WHAT IS BEING ASKED:
Copy out the listing that follows exactly, dropping every picture.

PROVIDED ENTRIES:

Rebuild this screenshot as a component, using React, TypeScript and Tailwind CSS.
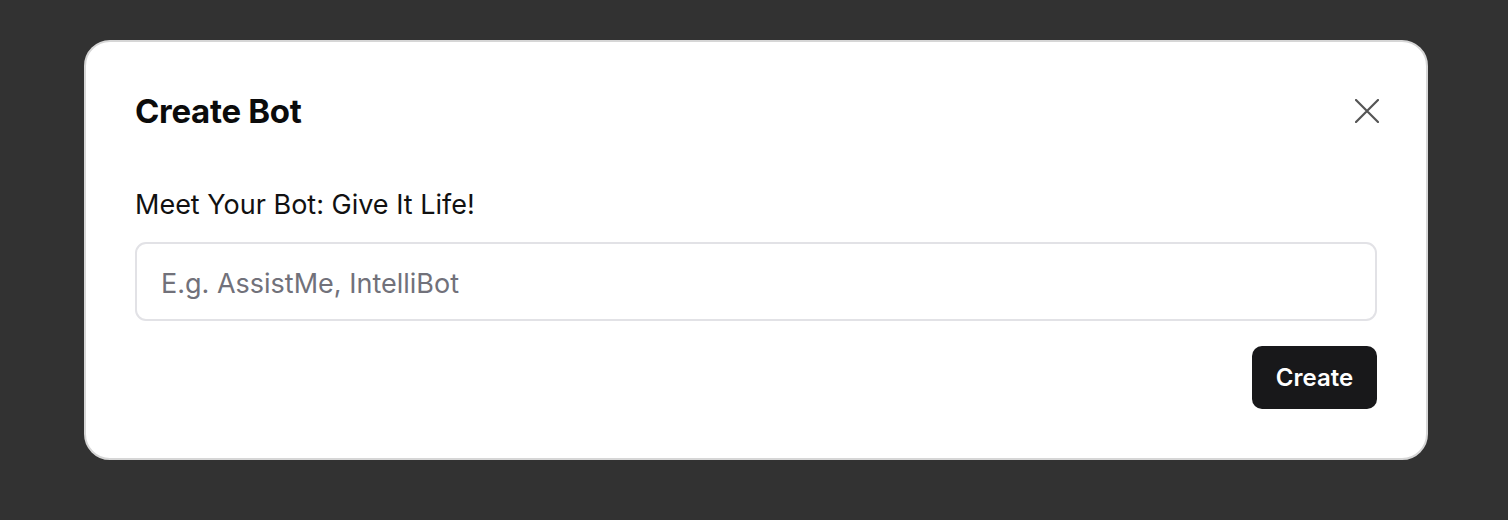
import React from 'react';

export default function App() {
  return (
    <div
      className="min-h-[520px] w-full bg-[#323232] pt-[40px] pl-[84px] pr-[80px]"
      style={{ fontFamily: 'Inter, "Noto Sans", sans-serif' }}
    >
      {/* Create Bot dialog */}
      <div className="h-[420px] rounded-[26px] border-2 border-[#d6d6d6] bg-white px-[49px] pt-[51px]">
        <div className="flex items-center justify-between">
          <h2 className="text-[33px] leading-[36px] font-bold tracking-[-0.3px] text-[#0b0b0b]">Create Bot</h2>
          <button className="mr-[-2px] flex h-[26px] w-[24px] items-center justify-center">
            <svg width="24" height="24" viewBox="0 0 24 24" fill="none">
              <path d="M1 1L23 23M23 1L1 23" stroke="#555555" strokeWidth="2.2" strokeLinecap="round" />
            </svg>
          </button>
        </div>

        <label className="mt-[60px] block text-[27px] leading-[32px] text-[#111111]">Meet Your Bot: Give It Life!</label>

        <input
          className="mt-[21px] block h-[79px] w-full rounded-[11px] border-2 border-[#e2e2e6] px-[24px] pt-[3px] text-[27px] text-[#111] outline-none placeholder:text-[#71717a]"
          placeholder="E.g. AssistMe, IntelliBot"
        />

        <div className="mt-[25px] flex justify-end">
          <button className="h-[63px] w-[125px] rounded-[10px] bg-[#18181a] text-[24px] font-semibold text-white">
            Create
          </button>
        </div>
      </div>
    </div>
  );
}
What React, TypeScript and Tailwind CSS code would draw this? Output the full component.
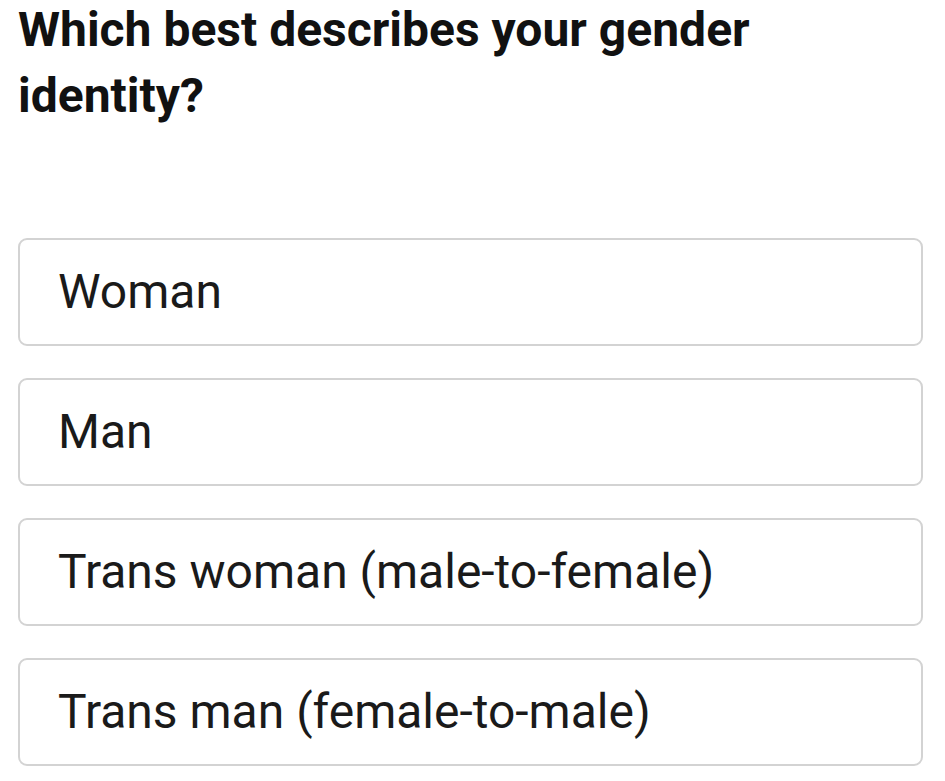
const options = [
  'Woman',
  'Man',
  'Trans woman (male-to-female)',
  'Trans man (female-to-male)',
];

export default function App() {
  return (
    <div className="min-h-screen bg-white pl-[18px] pr-[22px] pt-px font-['Roboto',sans-serif]">
      <h1 className="-mt-[4px] max-w-[800px] text-[48px] font-bold leading-[66px] text-[#111111]">
        Which best describes your gender identity?
      </h1>

      <div className="mt-[109px] flex flex-col gap-[32px]">
        {options.map((label) => (
          <button
            key={label}
            className="flex h-[108px] items-center rounded-[9px] border-2 border-[#d3d3d3] bg-white pl-[38px] text-left text-[48px] text-[#1a1a1a]"
          >
            {label}
          </button>
        ))}
      </div>
    </div>
  );
}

FINISHED TASK:
Rebuild this screenshot as a component, using React, TypeScript and Tailwind CSS.
import React from 'react';

export default function App() {
  return (
    <div
      className="min-h-[520px] w-full bg-[#323232] pt-[40px] pl-[84px] pr-[80px]"
      style={{ fontFamily: 'Inter, "Noto Sans", sans-serif' }}
    >
      {/* Create Bot dialog */}
      <div className="h-[420px] rounded-[26px] border-2 border-[#d6d6d6] bg-white px-[49px] pt-[51px]">
        <div className="flex items-center justify-between">
          <h2 className="text-[33px] leading-[36px] font-bold tracking-[-0.3px] text-[#0b0b0b]">Create Bot</h2>
          <button className="mr-[-2px] flex h-[26px] w-[24px] items-center justify-center">
            <svg width="24" height="24" viewBox="0 0 24 24" fill="none">
              <path d="M1 1L23 23M23 1L1 23" stroke="#555555" strokeWidth="2.2" strokeLinecap="round" />
            </svg>
          </button>
        </div>

        <label className="mt-[60px] block text-[27px] leading-[32px] text-[#111111]">Meet Your Bot: Give It Life!</label>

        <input
          className="mt-[21px] block h-[79px] w-full rounded-[11px] border-2 border-[#e2e2e6] px-[24px] pt-[3px] text-[27px] text-[#111] outline-none placeholder:text-[#71717a]"
          placeholder="E.g. AssistMe, IntelliBot"
        />

        <div className="mt-[25px] flex justify-end">
          <button className="h-[63px] w-[125px] rounded-[10px] bg-[#18181a] text-[24px] font-semibold text-white">
            Create
          </button>
        </div>
      </div>
    </div>
  );
}
What React, TypeScript and Tailwind CSS code would draw this? Output the full component.
const options = [
  'Woman',
  'Man',
  'Trans woman (male-to-female)',
  'Trans man (female-to-male)',
];

export default function App() {
  return (
    <div className="min-h-screen bg-white pl-[18px] pr-[22px] pt-px font-['Roboto',sans-serif]">
      <h1 className="-mt-[4px] max-w-[800px] text-[48px] font-bold leading-[66px] text-[#111111]">
        Which best describes your gender identity?
      </h1>

      <div className="mt-[109px] flex flex-col gap-[32px]">
        {options.map((label) => (
          <button
            key={label}
            className="flex h-[108px] items-center rounded-[9px] border-2 border-[#d3d3d3] bg-white pl-[38px] text-left text-[48px] text-[#1a1a1a]"
          >
            {label}
          </button>
        ))}
      </div>
    </div>
  );
}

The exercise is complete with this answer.